_TASK_
Quote every line as written. Omit pictures.

..........

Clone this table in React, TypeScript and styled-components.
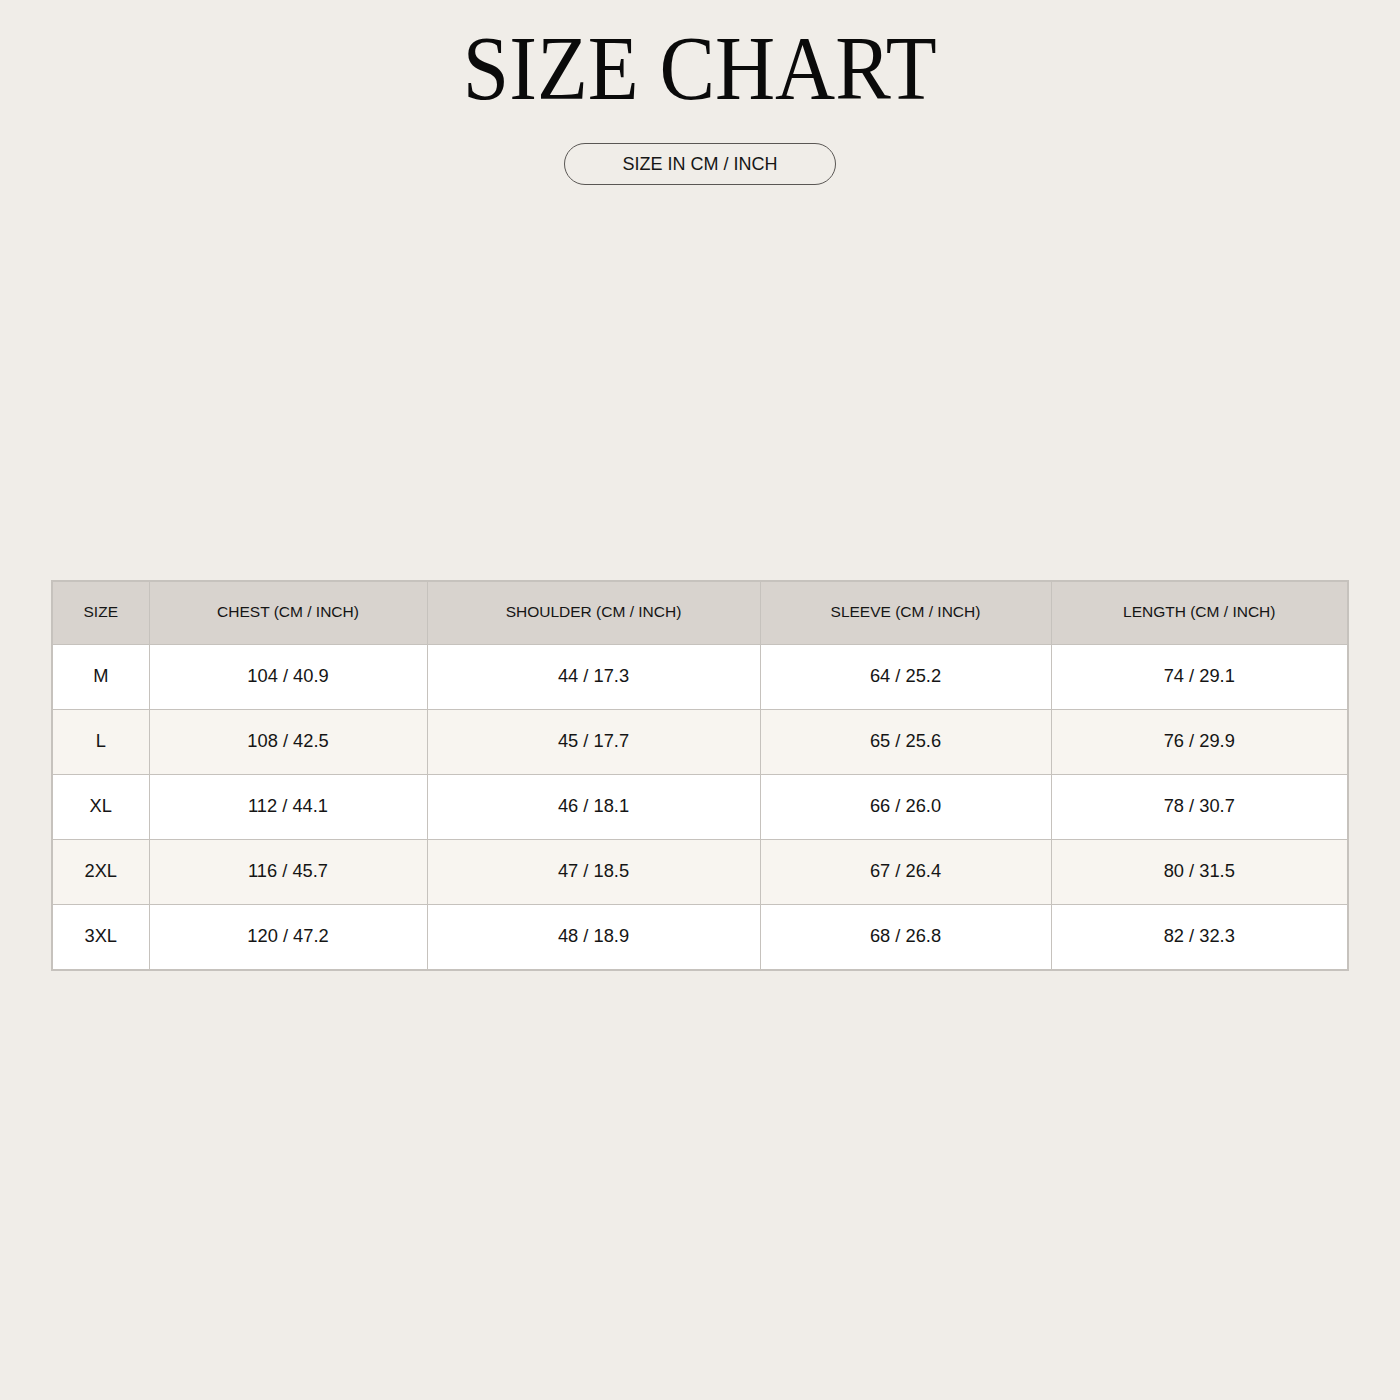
import React from "react";
import styled, { createGlobalStyle } from "styled-components";

const GlobalStyle = createGlobalStyle`
	html, body {
		margin: 0;
		padding: 0;
		background: #f0ede8;
	}
	body {
		font-family: "Liberation Sans", Arial, sans-serif;
		color: #111;
	}
`;

const columns = [
	{ label: "SIZE", width: 97 },
	{ label: "CHEST (CM / INCH)", width: 278 },
	{ label: "SHOULDER (CM / INCH)", width: 333 },
	{ label: "SLEEVE (CM / INCH)", width: 291 },
	{ label: "LENGTH (CM / INCH)", width: 297 },
];

const rows = [
	["M", "104 / 40.9", "44 / 17.3", "64 / 25.2", "74 / 29.1"],
	["L", "108 / 42.5", "45 / 17.7", "65 / 25.6", "76 / 29.9"],
	["XL", "112 / 44.1", "46 / 18.1", "66 / 26.0", "78 / 30.7"],
	["2XL", "116 / 45.7", "47 / 18.5", "67 / 26.4", "80 / 31.5"],
	["3XL", "120 / 47.2", "48 / 18.9", "68 / 26.8", "82 / 32.3"],
];

const App: React.FC = () => {
	return (
		<Page>
			<GlobalStyle />
			<Header>
				<Title>SIZE CHART</Title>
				<UnitPill>SIZE IN CM / INCH</UnitPill>
			</Header>
			<Table>
				<colgroup>
					{columns.map((c) => (
						<col key={c.label} style={{ width: c.width }} />
					))}
				</colgroup>
				<thead>
					<tr>
						{columns.map((c) => (
							<HeadCell key={c.label}>{c.label}</HeadCell>
						))}
					</tr>
				</thead>
				<tbody>
					{rows.map((r, i) => (
						<Row key={r[0]} $alt={i % 2 === 1}>
							{r.map((v, j) => (
								<Cell key={j}>{v}</Cell>
							))}
						</Row>
					))}
				</tbody>
			</Table>
		</Page>
	);
};

const Page = styled.div`
	width: 1400px;
	height: 1400px;
	box-sizing: border-box;
	padding: 0 52px;
	display: flex;
	flex-direction: column;
	align-items: center;
`;

const Header = styled.div`
	display: flex;
	flex-direction: column;
	align-items: center;
	padding-top: 22px;
`;

const Title = styled.h1`
	margin: 0;
	font-family: "Liberation Serif", "Times New Roman", serif;
	font-weight: 400;
	font-size: 92px;
	line-height: 92px;
	color: #0a0a0a;
	transform: scaleX(0.905);
	white-space: nowrap;
`;

const UnitPill = styled.div`
	margin-top: 29px;
	width: 272px;
	height: 42px;
	box-sizing: border-box;
	border: 1px solid #5a5754;
	border-radius: 21px;
	display: flex;
	align-items: center;
	justify-content: center;
	font-size: 18px;
	color: #161616;
`;

const Table = styled.table`
	margin-top: 395px;
	width: 1297px;
	border-collapse: collapse;
	table-layout: fixed;
	border: 2px solid #c6c2bd;
`;

const HeadCell = styled.th`
	height: 59px;
	padding: 0 0 3px;
	background: #d8d3ce;
	border: 1px solid #c6c2bd;
	font-weight: 400;
	font-size: 15.5px;
	color: #151515;
	text-align: center;
`;

const Row = styled.tr<{ $alt: boolean }>`
	background: ${(p) => (p.$alt ? "#f8f5f0" : "#ffffff")};
`;

const Cell = styled.td`
	height: 62px;
	padding: 0 0 2px;
	border: 1px solid #c6c2bd;
	font-size: 18.3px;
	color: #151515;
	text-align: center;
`;

export default App;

..........

_ANSWER IN FULL_
Clone this table in React, TypeScript and styled-components.
import React from "react";
import styled, { createGlobalStyle } from "styled-components";

const GlobalStyle = createGlobalStyle`
	html, body {
		margin: 0;
		padding: 0;
		background: #f0ede8;
	}
	body {
		font-family: "Liberation Sans", Arial, sans-serif;
		color: #111;
	}
`;

const columns = [
	{ label: "SIZE", width: 97 },
	{ label: "CHEST (CM / INCH)", width: 278 },
	{ label: "SHOULDER (CM / INCH)", width: 333 },
	{ label: "SLEEVE (CM / INCH)", width: 291 },
	{ label: "LENGTH (CM / INCH)", width: 297 },
];

const rows = [
	["M", "104 / 40.9", "44 / 17.3", "64 / 25.2", "74 / 29.1"],
	["L", "108 / 42.5", "45 / 17.7", "65 / 25.6", "76 / 29.9"],
	["XL", "112 / 44.1", "46 / 18.1", "66 / 26.0", "78 / 30.7"],
	["2XL", "116 / 45.7", "47 / 18.5", "67 / 26.4", "80 / 31.5"],
	["3XL", "120 / 47.2", "48 / 18.9", "68 / 26.8", "82 / 32.3"],
];

const App: React.FC = () => {
	return (
		<Page>
			<GlobalStyle />
			<Header>
				<Title>SIZE CHART</Title>
				<UnitPill>SIZE IN CM / INCH</UnitPill>
			</Header>
			<Table>
				<colgroup>
					{columns.map((c) => (
						<col key={c.label} style={{ width: c.width }} />
					))}
				</colgroup>
				<thead>
					<tr>
						{columns.map((c) => (
							<HeadCell key={c.label}>{c.label}</HeadCell>
						))}
					</tr>
				</thead>
				<tbody>
					{rows.map((r, i) => (
						<Row key={r[0]} $alt={i % 2 === 1}>
							{r.map((v, j) => (
								<Cell key={j}>{v}</Cell>
							))}
						</Row>
					))}
				</tbody>
			</Table>
		</Page>
	);
};

const Page = styled.div`
	width: 1400px;
	height: 1400px;
	box-sizing: border-box;
	padding: 0 52px;
	display: flex;
	flex-direction: column;
	align-items: center;
`;

const Header = styled.div`
	display: flex;
	flex-direction: column;
	align-items: center;
	padding-top: 22px;
`;

const Title = styled.h1`
	margin: 0;
	font-family: "Liberation Serif", "Times New Roman", serif;
	font-weight: 400;
	font-size: 92px;
	line-height: 92px;
	color: #0a0a0a;
	transform: scaleX(0.905);
	white-space: nowrap;
`;

const UnitPill = styled.div`
	margin-top: 29px;
	width: 272px;
	height: 42px;
	box-sizing: border-box;
	border: 1px solid #5a5754;
	border-radius: 21px;
	display: flex;
	align-items: center;
	justify-content: center;
	font-size: 18px;
	color: #161616;
`;

const Table = styled.table`
	margin-top: 395px;
	width: 1297px;
	border-collapse: collapse;
	table-layout: fixed;
	border: 2px solid #c6c2bd;
`;

const HeadCell = styled.th`
	height: 59px;
	padding: 0 0 3px;
	background: #d8d3ce;
	border: 1px solid #c6c2bd;
	font-weight: 400;
	font-size: 15.5px;
	color: #151515;
	text-align: center;
`;

const Row = styled.tr<{ $alt: boolean }>`
	background: ${(p) => (p.$alt ? "#f8f5f0" : "#ffffff")};
`;

const Cell = styled.td`
	height: 62px;
	padding: 0 0 2px;
	border: 1px solid #c6c2bd;
	font-size: 18.3px;
	color: #151515;
	text-align: center;
`;

export default App;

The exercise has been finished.